FOUR
Das War Diana
"I'm not a political animal but I think the biggest disease
this world suffers from in this day and age is the disease of people feeling
unloved."
As above.
HAMPSTEAD HEATH WAS a chaos of churned mud and tortured metal given exotic
beauty by the movement of evening sunlight through lazy grey smoke. In
the silence a few bustling ravens cawed. Hunched on blasted trees they
seemed profoundly uneasy. Perhaps the character of the feast upset their
sense of the natural order. They were old, conservative birds who still
saw some kind of virtue in harmony.
The house the team occupied had a wonderful view all the way across
the main battlefield. Its back wall had received two precise hits from
an LB7. The body of the soldier who had been hiding behind the wall was
now under the rubble. Only his feet remained exposed. Mo had already removed
the boots and was polishing them appreciatively, with the previous owner's
Cherry Blossom. He held them up to the shifty light. "Look at the quality
of that leather. The bastards."
He was upset. He had been convinced that the boots would fit him.
"You turn people into fiction you get shocked when they die real deaths."
Little Trixibell Brunner, never less than smart, had agreed to meet them
here with the remains of her squadron.
"Bastards!" Clinging vaguely, her mother drooled viciously at her side.
Lady Brunner was having some trouble staying alive.
Trixi lifted disapproving lips. "Mum!"
The infusions weren't working any more.
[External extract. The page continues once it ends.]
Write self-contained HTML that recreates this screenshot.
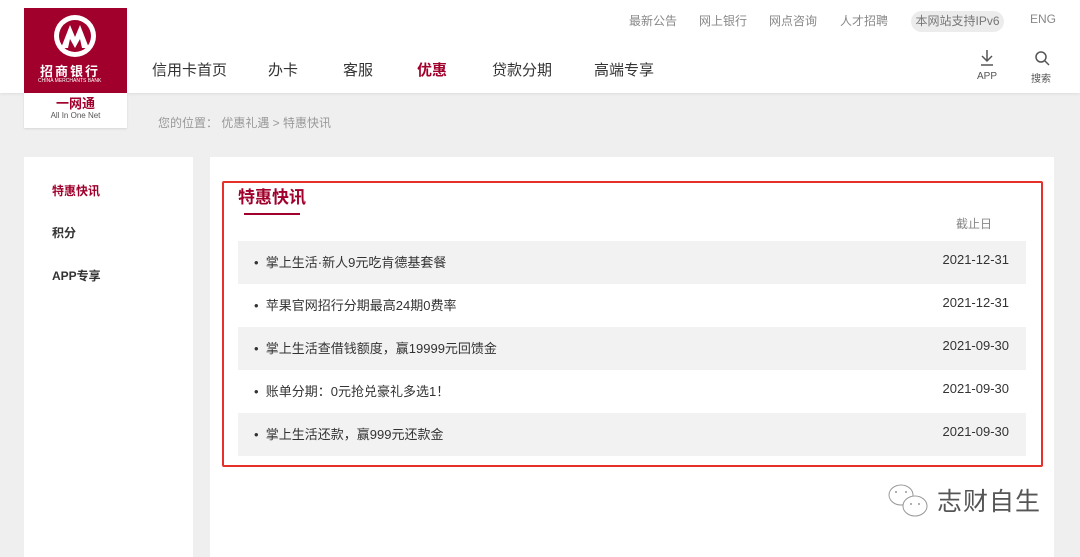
<!DOCTYPE html>
<html><head><meta charset="utf-8"><style>
*{margin:0;padding:0;box-sizing:border-box}
body{width:1080px;height:550px;overflow:hidden;background:#efefef;font-family:"Liberation Sans","Noto Sans CJK SC",sans-serif;position:relative;color:#333}
.hdr{position:absolute;left:0;top:0;width:1080px;height:93px;background:#fff;box-shadow:0 1px 3px rgba(0,0,0,.08)}
.abs{position:absolute;white-space:nowrap}
.logo{position:absolute;left:24px;top:8px;width:103px;height:85px;background:#a0002b}
.logo2{position:absolute;left:24px;top:93px;width:103px;height:35px;background:#fff;box-shadow:0 1px 2px rgba(0,0,0,.1);text-align:center}
.top{font-size:12px;color:#888;top:12px}
.nav{font-size:15px;color:#333;top:59px}
.side{position:absolute;left:24px;top:157px;width:169px;height:400px;background:#fff}
.side div{position:absolute;left:28px;font-size:12px;font-weight:bold;color:#333}
.main{position:absolute;left:210px;top:157px;width:844px;height:400px;background:#fff}
.box{position:absolute;left:222px;top:181px;width:821px;height:286px;border:2px solid #e8302a;border-radius:2px}
.row{position:absolute;left:238px;width:788px;height:43px;font-size:13px;color:#333}
.row.g{background:#f2f2f2}
.row .t{position:absolute;left:16px;top:11px}
.row .d{position:absolute;right:17px;top:11px}
</style></head><body>
<div class="hdr"></div>
<div class="logo">
<svg width="103" height="85" viewBox="0 0 103 85"><circle cx="51" cy="28" r="21" fill="#fff"/><circle cx="51" cy="28" r="16" fill="#a0002b"/><path d="M37 40 L46 17 L51 29 L56 17 L65 40 L58 40 L56 31 L51 40 L46 31 L44 40Z" fill="#fff"/></svg>
<div class="abs" style="left:16px;top:53px;font-size:13px;font-weight:bold;color:#fff;letter-spacing:2px">招商银行</div>
<div class="abs" style="left:14px;top:70px;font-size:5px;color:#fff">CHINA MERCHANTS BANK</div>
</div>
<div class="logo2"><div style="font-size:13px;color:#a0002b;font-weight:bold;margin-top:4px;line-height:14px">一网通</div><div style="font-size:8px;color:#555;line-height:10px">All In One Net</div></div>
<div class="abs top" style="left:629px">最新公告</div>
<div class="abs top" style="left:699px">网上银行</div>
<div class="abs top" style="left:769px">网点咨询</div>
<div class="abs top" style="left:840px">人才招聘</div>
<div class="abs" style="left:911px;top:11px;width:93px;height:21px;border-radius:11px;background:#ececec;font-size:12px;color:#777;text-align:center;line-height:21px">本网站支持IPv6</div>
<div class="abs top" style="left:1030px">ENG</div>
<div class="abs nav" style="left:152px">信用卡首页</div>
<div class="abs nav" style="left:268px">办卡</div>
<div class="abs nav" style="left:343px">客服</div>
<div class="abs nav" style="left:417px;color:#a0002b;font-weight:bold">优惠</div>
<div class="abs nav" style="left:492px">贷款分期</div>
<div class="abs nav" style="left:594px">高端专享</div>
<svg class="abs" style="left:979px;top:49px" width="16" height="18" viewBox="0 0 16 18"><path d="M8 1v11M3 7l5 5 5-5M2 16h12" stroke="#555" stroke-width="1.5" fill="none"/></svg>
<div class="abs" style="left:977px;top:71px;font-size:10px;color:#555">APP</div>
<svg class="abs" style="left:1034px;top:50px" width="16" height="16" viewBox="0 0 16 16"><circle cx="7" cy="7" r="5" stroke="#555" stroke-width="1.5" fill="none"/><path d="M11 11l4 4" stroke="#555" stroke-width="1.5"/></svg>
<div class="abs" style="left:1031px;top:70px;font-size:10px;color:#555">搜索</div>
<div class="abs" style="left:158px;top:114px;font-size:12px;color:#999">您的位置： 优惠礼遇 &gt; 特惠快讯</div>
<div class="side"><div style="top:25px;color:#a0002b">特惠快讯</div><div style="top:67px">积分</div><div style="top:110px">APP专享</div></div>
<div class="main"></div>
<div class="abs" style="left:238px;top:183px;font-size:17px;font-weight:bold;color:#a0002b">特惠快讯</div>
<div class="abs" style="left:244px;top:213px;width:56px;height:2px;background:#a0002b"></div>
<div class="abs" style="left:956px;top:215px;font-size:12px;color:#888">截止日</div>
<div class="box"></div>
<div class="row g" style="top:241px"><span class="t">•&nbsp; 掌上生活·新人9元吃肯德基套餐</span><span class="d">2021-12-31</span></div>
<div class="row" style="top:284px"><span class="t">•&nbsp; 苹果官网招行分期最高24期0费率</span><span class="d">2021-12-31</span></div>
<div class="row g" style="top:327px"><span class="t">•&nbsp; 掌上生活查借钱额度，赢19999元回馈金</span><span class="d">2021-09-30</span></div>
<div class="row" style="top:370px"><span class="t">•&nbsp; 账单分期：0元抢兑豪礼多选1！</span><span class="d">2021-09-30</span></div>
<div class="row g" style="top:413px"><span class="t">•&nbsp; 掌上生活还款，赢999元还款金</span><span class="d">2021-09-30</span></div>
<svg class="abs" style="left:887px;top:482px" width="44" height="38" viewBox="0 0 44 38"><ellipse cx="14" cy="13" rx="12" ry="10" fill="none" stroke="#999" stroke-width="1"/><ellipse cx="28" cy="24" rx="12" ry="10" fill="#fff" stroke="#999" stroke-width="1"/><circle cx="9" cy="10" r="1" fill="#999"/><circle cx="19" cy="10" r="1" fill="#999"/><circle cx="24" cy="22" r="1" fill="#999"/><circle cx="32" cy="22" r="1" fill="#999"/></svg>
<div class="abs" style="left:937px;top:482px;font-size:25px;color:#555;letter-spacing:1px">志财自生</div>
</body></html>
Uncomfortably wired, Lady B
muttered and buzzed to herself, every so often fixing her bleak eyes upon
some imagined threat. Maybe Death himself.
Jerry was trembling as usual. His mouth opened and closed rapidly. Lady
Brunner smiled suddenly to herself as if recalling her old power. "Eh?"
She began to cackle.
Trixi let out a sigh of irritated piety. "Mother!"
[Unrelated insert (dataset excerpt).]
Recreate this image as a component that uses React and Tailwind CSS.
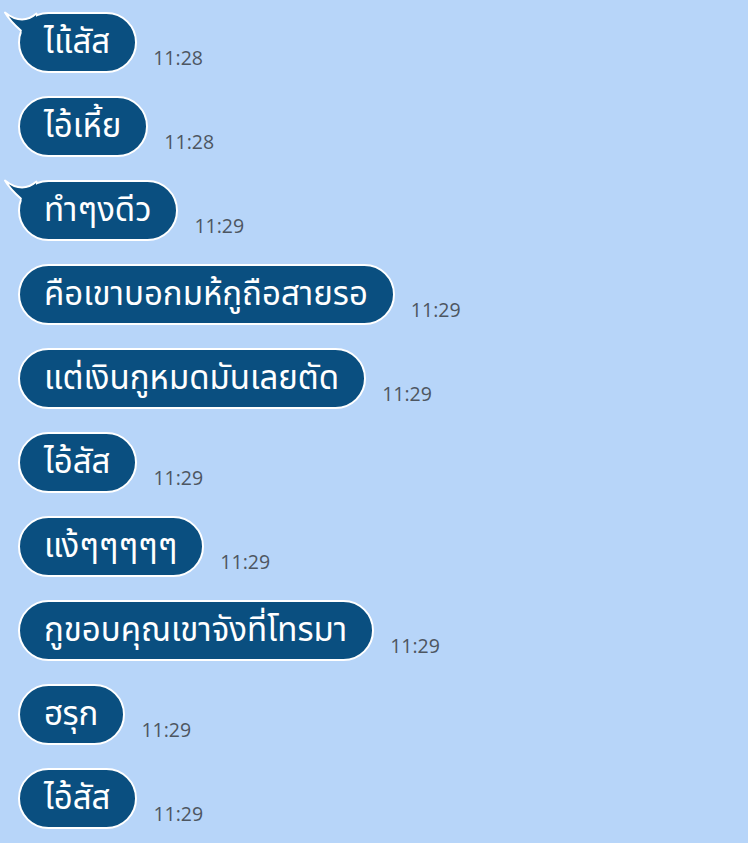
import React from "react";

const msgs = [
  { t: "ไแ้สัส", time: "11:28", tail: true },
  { t: "ไอ้เหี้ย", time: "11:28" },
  { t: "ทำๆงดีว", time: "11:29", tail: true },
  { t: "คือเขาบอกมห้กูถือสายรอ", time: "11:29" },
  { t: "แต่เงินกูหมดมันเลยตัด", time: "11:29" },
  { t: "ไอ้สัส", time: "11:29" },
  { t: "แง้ๆๆๆๆๆ", time: "11:29" },
  { t: "กูขอบคุณเขาจังที่โทรมา", time: "11:29" },
  { t: "ฮรุก", time: "11:29" },
  { t: "ไอ้สัส", time: "11:29" },
];

function Tail() {
  return (
    <svg
      className="absolute left-[-16px] top-[-2px]"
      width="40"
      height="34"
      viewBox="0 0 40 34"
    >
      <path d="M3,2.5 Q20,16 34,4.2 L34,30 L22,30 L19,20 Q8,11 3,2.5 Z" fill="#0a4f80" />
      <path
        d="M34.5,3.6 Q20,16 3,2.5 Q8,11 18.8,20.5"
        fill="none"
        stroke="#ffffff"
        strokeWidth="2"
        strokeLinejoin="round"
        strokeLinecap="round"
      />
    </svg>
  );
}

export default function App() {
  return (
    <div className="w-[748px] h-[843px] bg-[#b7d5f9] overflow-hidden pl-[18px] pt-[12px] flex flex-col gap-[23px]">
      {msgs.map((m, i) => (
        <div key={i} className="flex items-end gap-[16px]">
          <div className="relative">
            <div className="h-[61px] rounded-full border-2 border-white bg-[#0a4f80] pl-[24px] pr-[25px] pt-[2px] flex items-center text-white text-[33px] whitespace-nowrap">
              <span className="font-['Noto_Sans_Thai','Noto_Sans','DejaVu_Sans',sans-serif] leading-none">
                {m.t}
              </span>
            </div>
            {m.tail && <Tail />}
          </div>
          <div className="mb-[4px] text-[19.5px] leading-[22px] text-[#4d5661] font-['Open_Sans',sans-serif]">
            {m.time}
          </div>
        </div>
      ))}
    </div>
  );
}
Until a month ago Trixi had been Toney Flair's Chief Consorte and tipped
for the premiership when her leader and paramour took the Big Step, which
he had promised to do if he had not brought the nations of Britain to
peace by the end of the year. He would join his predecessors in US exile.
It was the kind of example the British people now habitually demanded.
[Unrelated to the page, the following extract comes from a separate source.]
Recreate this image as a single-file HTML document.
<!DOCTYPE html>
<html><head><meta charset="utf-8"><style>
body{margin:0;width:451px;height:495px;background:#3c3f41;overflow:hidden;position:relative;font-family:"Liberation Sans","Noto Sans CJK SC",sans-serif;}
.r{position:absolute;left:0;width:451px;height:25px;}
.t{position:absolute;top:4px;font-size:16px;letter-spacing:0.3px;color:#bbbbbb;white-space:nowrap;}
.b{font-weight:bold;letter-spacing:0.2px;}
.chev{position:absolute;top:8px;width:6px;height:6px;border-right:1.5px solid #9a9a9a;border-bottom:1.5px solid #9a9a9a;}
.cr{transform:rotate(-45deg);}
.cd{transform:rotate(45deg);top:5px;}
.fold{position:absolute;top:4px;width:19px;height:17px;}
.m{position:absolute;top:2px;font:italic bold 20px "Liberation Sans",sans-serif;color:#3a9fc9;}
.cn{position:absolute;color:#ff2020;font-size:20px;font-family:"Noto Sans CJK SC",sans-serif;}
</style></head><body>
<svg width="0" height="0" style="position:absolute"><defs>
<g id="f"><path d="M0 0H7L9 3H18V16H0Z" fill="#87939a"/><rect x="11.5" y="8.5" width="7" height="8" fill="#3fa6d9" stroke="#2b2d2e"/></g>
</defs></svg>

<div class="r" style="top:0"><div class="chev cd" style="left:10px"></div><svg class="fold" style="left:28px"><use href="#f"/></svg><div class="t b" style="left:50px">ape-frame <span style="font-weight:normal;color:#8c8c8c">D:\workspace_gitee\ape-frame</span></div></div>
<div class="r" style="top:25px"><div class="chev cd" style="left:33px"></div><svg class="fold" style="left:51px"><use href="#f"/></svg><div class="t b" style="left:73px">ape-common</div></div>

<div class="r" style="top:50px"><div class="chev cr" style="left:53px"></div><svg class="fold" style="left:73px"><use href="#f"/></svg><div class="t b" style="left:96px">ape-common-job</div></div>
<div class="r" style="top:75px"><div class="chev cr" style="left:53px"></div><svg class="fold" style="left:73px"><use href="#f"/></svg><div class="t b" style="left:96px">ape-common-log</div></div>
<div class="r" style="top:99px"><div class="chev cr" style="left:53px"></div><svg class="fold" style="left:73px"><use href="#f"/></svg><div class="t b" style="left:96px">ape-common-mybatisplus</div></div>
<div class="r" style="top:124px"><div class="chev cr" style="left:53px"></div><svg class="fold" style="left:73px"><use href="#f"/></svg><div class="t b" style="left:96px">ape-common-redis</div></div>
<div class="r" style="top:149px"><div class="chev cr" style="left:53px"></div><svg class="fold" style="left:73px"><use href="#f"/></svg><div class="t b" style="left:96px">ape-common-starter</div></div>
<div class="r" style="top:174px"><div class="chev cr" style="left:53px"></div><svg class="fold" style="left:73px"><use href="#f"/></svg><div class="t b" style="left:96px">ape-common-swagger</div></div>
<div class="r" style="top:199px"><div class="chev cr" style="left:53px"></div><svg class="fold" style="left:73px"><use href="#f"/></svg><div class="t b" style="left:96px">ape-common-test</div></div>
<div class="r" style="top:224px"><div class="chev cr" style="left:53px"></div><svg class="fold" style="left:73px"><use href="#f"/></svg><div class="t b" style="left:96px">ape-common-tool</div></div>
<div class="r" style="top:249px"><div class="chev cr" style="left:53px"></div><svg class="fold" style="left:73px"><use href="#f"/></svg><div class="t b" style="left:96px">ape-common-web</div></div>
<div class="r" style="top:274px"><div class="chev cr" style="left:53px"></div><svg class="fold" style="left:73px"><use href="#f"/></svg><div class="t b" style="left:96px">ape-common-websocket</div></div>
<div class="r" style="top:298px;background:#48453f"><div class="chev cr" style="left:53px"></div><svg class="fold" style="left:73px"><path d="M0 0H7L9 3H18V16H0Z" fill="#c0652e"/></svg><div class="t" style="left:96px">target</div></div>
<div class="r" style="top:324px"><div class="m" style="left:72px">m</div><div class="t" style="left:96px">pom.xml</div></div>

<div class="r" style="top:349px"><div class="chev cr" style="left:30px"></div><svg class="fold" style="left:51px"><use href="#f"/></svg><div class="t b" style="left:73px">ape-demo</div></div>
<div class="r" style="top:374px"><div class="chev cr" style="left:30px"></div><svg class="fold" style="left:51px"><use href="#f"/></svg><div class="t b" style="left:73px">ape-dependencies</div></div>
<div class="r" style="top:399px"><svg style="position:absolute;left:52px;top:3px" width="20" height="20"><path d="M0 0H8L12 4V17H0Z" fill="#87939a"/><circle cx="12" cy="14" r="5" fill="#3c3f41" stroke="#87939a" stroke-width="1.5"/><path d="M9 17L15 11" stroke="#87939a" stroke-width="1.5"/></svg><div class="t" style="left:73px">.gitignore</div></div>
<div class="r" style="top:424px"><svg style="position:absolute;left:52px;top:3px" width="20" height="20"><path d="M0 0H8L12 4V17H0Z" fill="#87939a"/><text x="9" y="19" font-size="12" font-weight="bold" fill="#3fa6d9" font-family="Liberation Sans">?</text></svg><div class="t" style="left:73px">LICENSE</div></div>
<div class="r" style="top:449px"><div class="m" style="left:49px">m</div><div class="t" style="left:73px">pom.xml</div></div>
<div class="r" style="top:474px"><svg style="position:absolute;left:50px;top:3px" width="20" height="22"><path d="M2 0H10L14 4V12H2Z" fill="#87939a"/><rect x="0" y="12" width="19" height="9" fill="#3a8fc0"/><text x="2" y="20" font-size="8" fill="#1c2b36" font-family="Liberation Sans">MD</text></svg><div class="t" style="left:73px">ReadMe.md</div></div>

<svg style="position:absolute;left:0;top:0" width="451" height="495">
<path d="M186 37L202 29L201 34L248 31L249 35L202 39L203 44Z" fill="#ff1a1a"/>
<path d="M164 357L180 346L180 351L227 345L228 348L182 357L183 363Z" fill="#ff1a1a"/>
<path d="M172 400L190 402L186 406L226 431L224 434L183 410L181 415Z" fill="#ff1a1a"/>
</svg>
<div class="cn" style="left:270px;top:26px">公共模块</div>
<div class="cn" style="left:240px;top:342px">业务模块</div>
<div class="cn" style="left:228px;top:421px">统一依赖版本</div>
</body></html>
Trixi, growing disapproving of Toney's policies, had uttered some significant
leaks before siding with the Dianistas whom she had condemned as upstart
pretenders a week earlier. But at heart, she told them, she was still
a Flairite. She was hoping her actions would bring Toney or his deputy
Danny to their senses. Until the Rift of Peckham they had supported the
Dianist cause. She would still be a keen Dianista if those twin fools
the Earls of Spencer and of Marks, claiming Welsh heritage, hadn't allied
themselves with the Black Stuarts and thus brought anarchy to Scotland.
Rather than listen to all these heresies, her mother had stood in a corner
putting pieces of Kleenex into her ears. One of her last acts in power
was to make them both Knights of St Michael.
A shadow darkened the garden.
Jerry was compelled to go outside and look up. Limping over low was
the old Princess of Essex, her gold, black and fumed oak finish
showing the scars of recent combat.
Mo joined him. He gazed approvingly at the ship. "She always had style,
didn't she?" he said reverently.
Jerry blinked uncertainly. "Style?"
"Class." Mo nodded slowly, confirming his own wise judgement.
"Class." Jerry's attention was wandering again. He had found a faded
Hola! and began to leaf through it. "Which?" For the
last couple of centuries Britain had seen her monarchs identify their
fortunes first with the aristocracy, then with the upper middle class,
then with the middle class and ultimately with the petite bourgeousie,
depending who had the most power. No doubt they would soon appear on the
screen adopting the costumes and language of East Enders. They
were so adaptable they'd be virtually invisible by the middle of the century
."Style? Where?"
"Essex." Mo pointed up.
As if in response, The Princess shimmied girlishly in the air.